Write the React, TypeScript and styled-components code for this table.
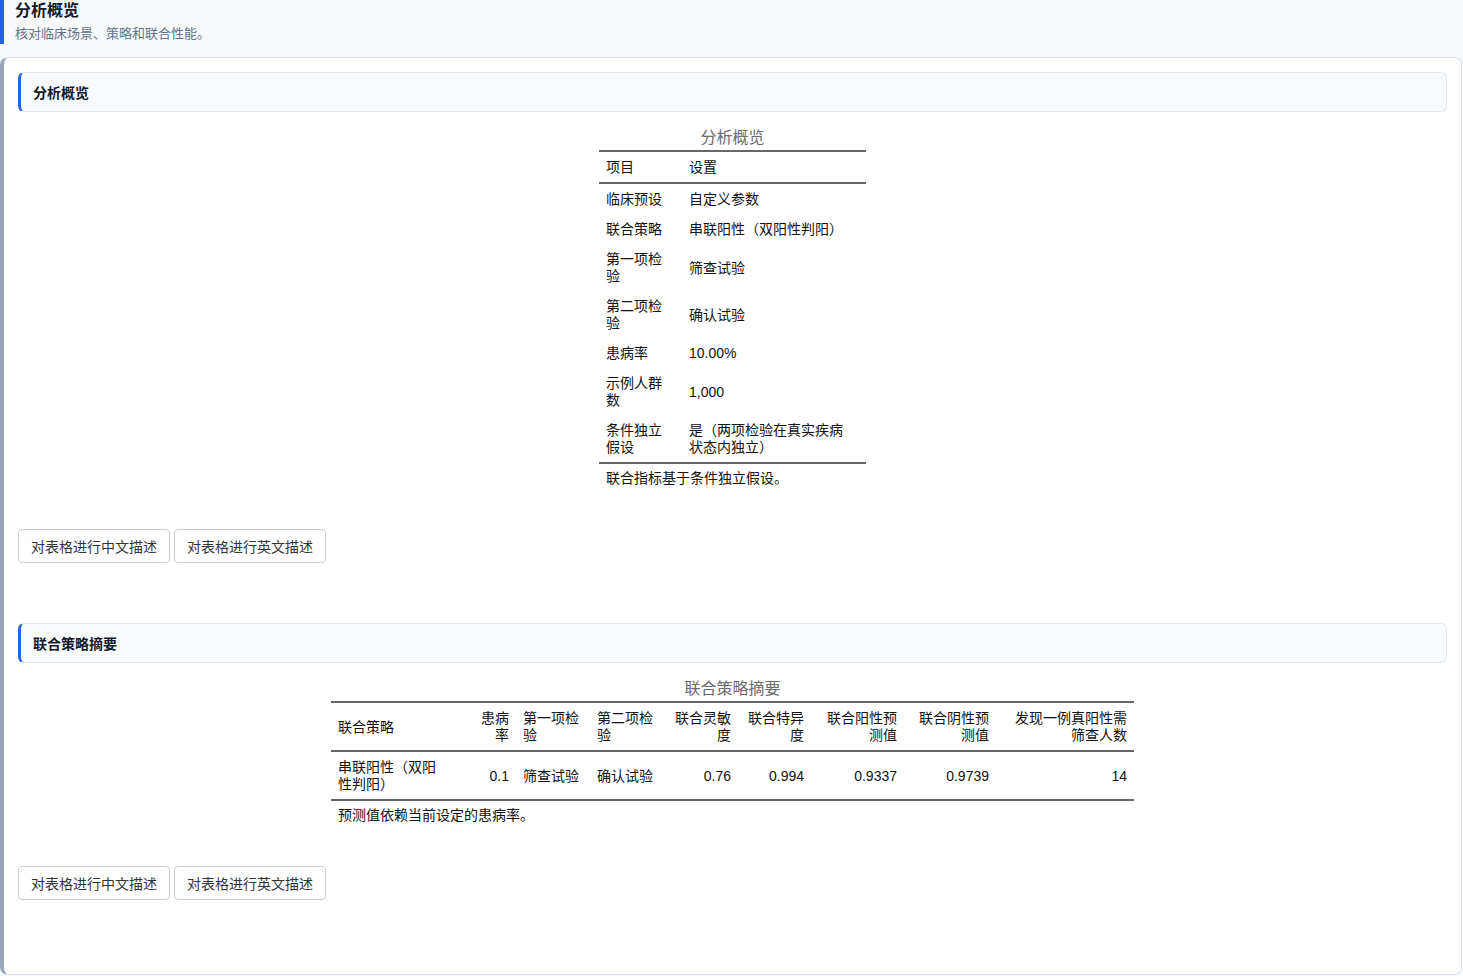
import React from "react";
import styled, { createGlobalStyle } from "styled-components";

const Global = createGlobalStyle`
  html, body { margin: 0; padding: 0; background: #f7f9fc; }
  body { font-family: "Liberation Sans", "Noto Sans CJK SC", sans-serif; color: #111; }
  * { box-sizing: border-box; }
`;

const Page = styled.div`
  width: 1463px;
  min-height: 976px;
  background: #f7f9fc;
`;

const TopHeader = styled.header`
  height: 44px;
  border-left: 4px solid #2563eb;
  padding: 0 0 0 11px;
  display: flex;
  flex-direction: column;
`;

const TopTitle = styled.h1`
  margin: 0;
  font-size: 16px;
  line-height: 22px;
  font-weight: 700;
  color: #111827;
`;

const TopSub = styled.div`
  margin-top: 3px;
  font-size: 13px;
  line-height: 18px;
  color: #64748b;
`;

const Card = styled.main`
  margin-top: 13px;
  width: 1462px;
  background: #fff;
  border: 1px solid #dbe3ee;
  border-left: 4px solid #9aa6bc;
  border-radius: 8px;
  padding: 14px 14px 74px 14px;
  display: flex;
  flex-direction: column;
`;

const SectionHeader = styled.div<{ $top?: number }>`
  margin-top: ${(p) => p.$top ?? 0}px;
  height: 40px;
  display: flex;
  align-items: center;
  background: #f8fafc;
  border: 1px solid #e2e8f0;
  border-left: 3px solid #2563eb;
  border-radius: 6px;
  padding-left: 12px;
  font-size: 14px;
  font-weight: 700;
  color: #111827;
`;

const TableWrap = styled.div`
  margin-top: 15px;
  display: flex;
  justify-content: center;
`;

const Table = styled.table<{ $w: number }>`
  width: ${(p) => p.$w}px;
  table-layout: fixed;
  border-collapse: collapse;
  font-size: 14px;
  line-height: 17px;
  color: #111;
`;

const Caption = styled.caption`
  caption-side: top;
  font-size: 16px;
  line-height: 22px;
  color: #6b6b6b;
  padding-bottom: 1px;
  text-align: center;
`;

const THead = styled.thead`
  border-top: 2px solid #666;
  border-bottom: 2px solid #666;
`;

const TBody = styled.tbody`
  border-bottom: 2px solid #666;
`;

const Th = styled.th<{ $align?: string }>`
  font-weight: 400;
  text-align: ${(p) => p.$align ?? "left"};
  vertical-align: middle;
  padding: 7px 7px 6px;
`;

const Td = styled.td<{ $align?: string }>`
  text-align: ${(p) => p.$align ?? "left"};
  vertical-align: middle;
  padding: 7px 7px 6px;
`;

const FootTd = styled.td`
  text-align: left;
  padding: 6px 7px 7px;
  white-space: nowrap;
`;

const ButtonRow = styled.div`
  margin-top: 35px;
  display: flex;
  gap: 4px;
`;

const Button = styled.button`
  height: 34px;
  padding: 0 12px;
  background: #fff;
  border: 1px solid #cccccc;
  border-radius: 4px;
  font-family: "Liberation Sans", "Noto Sans CJK SC", sans-serif;
  font-size: 14px;
  color: #333;
  cursor: pointer;
`;

const Lines: React.FC<{ v: string | string[] }> = ({ v }) => {
  const arr = Array.isArray(v) ? v : [v];
  return (
    <>
      {arr.map((s, i) => (
        <React.Fragment key={i}>
          {i > 0 && <br />}
          {s}
        </React.Fragment>
      ))}
    </>
  );
};

const overviewRows: [string | string[], string | string[]][] = [
  ["临床预设", "自定义参数"],
  ["联合策略", "串联阳性（双阳性判阳）"],
  [["第一项检", "验"], "筛查试验"],
  [["第二项检", "验"], "确认试验"],
  ["患病率", "10.00%"],
  [["示例人群", "数"], "1,000"],
  [["条件独立", "假设"], ["是（两项检验在真实疾病", "状态内独立）"]],
];

type Col = { label: string[]; w: number; align: string };
const summaryCols: Col[] = [
  { label: ["联合策略"], w: 136, align: "left" },
  { label: ["患病", "率"], w: 49, align: "right" },
  { label: ["第一项检", "验"], w: 74, align: "left" },
  { label: ["第二项检", "验"], w: 74, align: "left" },
  { label: ["联合灵敏", "度"], w: 74, align: "right" },
  { label: ["联合特异", "度"], w: 73, align: "right" },
  { label: ["联合阳性预", "测值"], w: 93, align: "right" },
  { label: ["联合阴性预", "测值"], w: 92, align: "right" },
  { label: ["发现一例真阳性需", "筛查人数"], w: 138, align: "right" },
];

const summaryRow: (string | string[])[] = [
  ["串联阳性（双阳", "性判阳）"],
  "0.1",
  "筛查试验",
  "确认试验",
  "0.76",
  "0.994",
  "0.9337",
  "0.9739",
  "14",
];

const Buttons = () => (
  <ButtonRow>
    <Button>对表格进行中文描述</Button>
    <Button>对表格进行英文描述</Button>
  </ButtonRow>
);

export default function App() {
  return (
    <Page>
      <Global />
      <TopHeader>
        <TopTitle>分析概览</TopTitle>
        <TopSub>核对临床场景、策略和联合性能。</TopSub>
      </TopHeader>
      <Card>
        <SectionHeader>分析概览</SectionHeader>
        <TableWrap>
          <Table $w={267}>
            <Caption>分析概览</Caption>
            <colgroup>
              <col style={{ width: 83 }} />
              <col style={{ width: 184 }} />
            </colgroup>
            <THead>
              <tr>
                <Th>项目</Th>
                <Th>设置</Th>
              </tr>
            </THead>
            <TBody>
              {overviewRows.map((r, i) => (
                <tr key={i}>
                  <Td>
                    <Lines v={r[0]} />
                  </Td>
                  <Td>
                    <Lines v={r[1]} />
                  </Td>
                </tr>
              ))}
            </TBody>
            <tfoot>
              <tr>
                <FootTd colSpan={2}>联合指标基于条件独立假设。</FootTd>
              </tr>
            </tfoot>
          </Table>
        </TableWrap>
        <Buttons />

        <SectionHeader $top={60}>联合策略摘要</SectionHeader>
        <TableWrap>
          <Table $w={803}>
            <Caption>联合策略摘要</Caption>
            <colgroup>
              {summaryCols.map((c, i) => (
                <col key={i} style={{ width: c.w }} />
              ))}
            </colgroup>
            <THead>
              <tr>
                {summaryCols.map((c, i) => (
                  <Th key={i} $align={c.align}>
                    <Lines v={c.label} />
                  </Th>
                ))}
              </tr>
            </THead>
            <TBody>
              <tr>
                {summaryRow.map((v, i) => (
                  <Td key={i} $align={summaryCols[i].align}>
                    <Lines v={v} />
                  </Td>
                ))}
              </tr>
            </TBody>
            <tfoot>
              <tr>
                <FootTd colSpan={9}>预测值依赖当前设定的患病率。</FootTd>
              </tr>
            </tfoot>
          </Table>
        </TableWrap>
        <Buttons />
      </Card>
    </Page>
  );
}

-- PROBLEM STATEMENT --
Copy the data word for word. Pictures do not go in the copy.

-- ANSWER BELOW --
Write the React, TypeScript and styled-components code for this table.
import React from "react";
import styled, { createGlobalStyle } from "styled-components";

const Global = createGlobalStyle`
  html, body { margin: 0; padding: 0; background: #f7f9fc; }
  body { font-family: "Liberation Sans", "Noto Sans CJK SC", sans-serif; color: #111; }
  * { box-sizing: border-box; }
`;

const Page = styled.div`
  width: 1463px;
  min-height: 976px;
  background: #f7f9fc;
`;

const TopHeader = styled.header`
  height: 44px;
  border-left: 4px solid #2563eb;
  padding: 0 0 0 11px;
  display: flex;
  flex-direction: column;
`;

const TopTitle = styled.h1`
  margin: 0;
  font-size: 16px;
  line-height: 22px;
  font-weight: 700;
  color: #111827;
`;

const TopSub = styled.div`
  margin-top: 3px;
  font-size: 13px;
  line-height: 18px;
  color: #64748b;
`;

const Card = styled.main`
  margin-top: 13px;
  width: 1462px;
  background: #fff;
  border: 1px solid #dbe3ee;
  border-left: 4px solid #9aa6bc;
  border-radius: 8px;
  padding: 14px 14px 74px 14px;
  display: flex;
  flex-direction: column;
`;

const SectionHeader = styled.div<{ $top?: number }>`
  margin-top: ${(p) => p.$top ?? 0}px;
  height: 40px;
  display: flex;
  align-items: center;
  background: #f8fafc;
  border: 1px solid #e2e8f0;
  border-left: 3px solid #2563eb;
  border-radius: 6px;
  padding-left: 12px;
  font-size: 14px;
  font-weight: 700;
  color: #111827;
`;

const TableWrap = styled.div`
  margin-top: 15px;
  display: flex;
  justify-content: center;
`;

const Table = styled.table<{ $w: number }>`
  width: ${(p) => p.$w}px;
  table-layout: fixed;
  border-collapse: collapse;
  font-size: 14px;
  line-height: 17px;
  color: #111;
`;

const Caption = styled.caption`
  caption-side: top;
  font-size: 16px;
  line-height: 22px;
  color: #6b6b6b;
  padding-bottom: 1px;
  text-align: center;
`;

const THead = styled.thead`
  border-top: 2px solid #666;
  border-bottom: 2px solid #666;
`;

const TBody = styled.tbody`
  border-bottom: 2px solid #666;
`;

const Th = styled.th<{ $align?: string }>`
  font-weight: 400;
  text-align: ${(p) => p.$align ?? "left"};
  vertical-align: middle;
  padding: 7px 7px 6px;
`;

const Td = styled.td<{ $align?: string }>`
  text-align: ${(p) => p.$align ?? "left"};
  vertical-align: middle;
  padding: 7px 7px 6px;
`;

const FootTd = styled.td`
  text-align: left;
  padding: 6px 7px 7px;
  white-space: nowrap;
`;

const ButtonRow = styled.div`
  margin-top: 35px;
  display: flex;
  gap: 4px;
`;

const Button = styled.button`
  height: 34px;
  padding: 0 12px;
  background: #fff;
  border: 1px solid #cccccc;
  border-radius: 4px;
  font-family: "Liberation Sans", "Noto Sans CJK SC", sans-serif;
  font-size: 14px;
  color: #333;
  cursor: pointer;
`;

const Lines: React.FC<{ v: string | string[] }> = ({ v }) => {
  const arr = Array.isArray(v) ? v : [v];
  return (
    <>
      {arr.map((s, i) => (
        <React.Fragment key={i}>
          {i > 0 && <br />}
          {s}
        </React.Fragment>
      ))}
    </>
  );
};

const overviewRows: [string | string[], string | string[]][] = [
  ["临床预设", "自定义参数"],
  ["联合策略", "串联阳性（双阳性判阳）"],
  [["第一项检", "验"], "筛查试验"],
  [["第二项检", "验"], "确认试验"],
  ["患病率", "10.00%"],
  [["示例人群", "数"], "1,000"],
  [["条件独立", "假设"], ["是（两项检验在真实疾病", "状态内独立）"]],
];

type Col = { label: string[]; w: number; align: string };
const summaryCols: Col[] = [
  { label: ["联合策略"], w: 136, align: "left" },
  { label: ["患病", "率"], w: 49, align: "right" },
  { label: ["第一项检", "验"], w: 74, align: "left" },
  { label: ["第二项检", "验"], w: 74, align: "left" },
  { label: ["联合灵敏", "度"], w: 74, align: "right" },
  { label: ["联合特异", "度"], w: 73, align: "right" },
  { label: ["联合阳性预", "测值"], w: 93, align: "right" },
  { label: ["联合阴性预", "测值"], w: 92, align: "right" },
  { label: ["发现一例真阳性需", "筛查人数"], w: 138, align: "right" },
];

const summaryRow: (string | string[])[] = [
  ["串联阳性（双阳", "性判阳）"],
  "0.1",
  "筛查试验",
  "确认试验",
  "0.76",
  "0.994",
  "0.9337",
  "0.9739",
  "14",
];

const Buttons = () => (
  <ButtonRow>
    <Button>对表格进行中文描述</Button>
    <Button>对表格进行英文描述</Button>
  </ButtonRow>
);

export default function App() {
  return (
    <Page>
      <Global />
      <TopHeader>
        <TopTitle>分析概览</TopTitle>
        <TopSub>核对临床场景、策略和联合性能。</TopSub>
      </TopHeader>
      <Card>
        <SectionHeader>分析概览</SectionHeader>
        <TableWrap>
          <Table $w={267}>
            <Caption>分析概览</Caption>
            <colgroup>
              <col style={{ width: 83 }} />
              <col style={{ width: 184 }} />
            </colgroup>
            <THead>
              <tr>
                <Th>项目</Th>
                <Th>设置</Th>
              </tr>
            </THead>
            <TBody>
              {overviewRows.map((r, i) => (
                <tr key={i}>
                  <Td>
                    <Lines v={r[0]} />
                  </Td>
                  <Td>
                    <Lines v={r[1]} />
                  </Td>
                </tr>
              ))}
            </TBody>
            <tfoot>
              <tr>
                <FootTd colSpan={2}>联合指标基于条件独立假设。</FootTd>
              </tr>
            </tfoot>
          </Table>
        </TableWrap>
        <Buttons />

        <SectionHeader $top={60}>联合策略摘要</SectionHeader>
        <TableWrap>
          <Table $w={803}>
            <Caption>联合策略摘要</Caption>
            <colgroup>
              {summaryCols.map((c, i) => (
                <col key={i} style={{ width: c.w }} />
              ))}
            </colgroup>
            <THead>
              <tr>
                {summaryCols.map((c, i) => (
                  <Th key={i} $align={c.align}>
                    <Lines v={c.label} />
                  </Th>
                ))}
              </tr>
            </THead>
            <TBody>
              <tr>
                {summaryRow.map((v, i) => (
                  <Td key={i} $align={summaryCols[i].align}>
                    <Lines v={v} />
                  </Td>
                ))}
              </tr>
            </TBody>
            <tfoot>
              <tr>
                <FootTd colSpan={9}>预测值依赖当前设定的患病率。</FootTd>
              </tr>
            </tfoot>
          </Table>
        </TableWrap>
        <Buttons />
      </Card>
    </Page>
  );
}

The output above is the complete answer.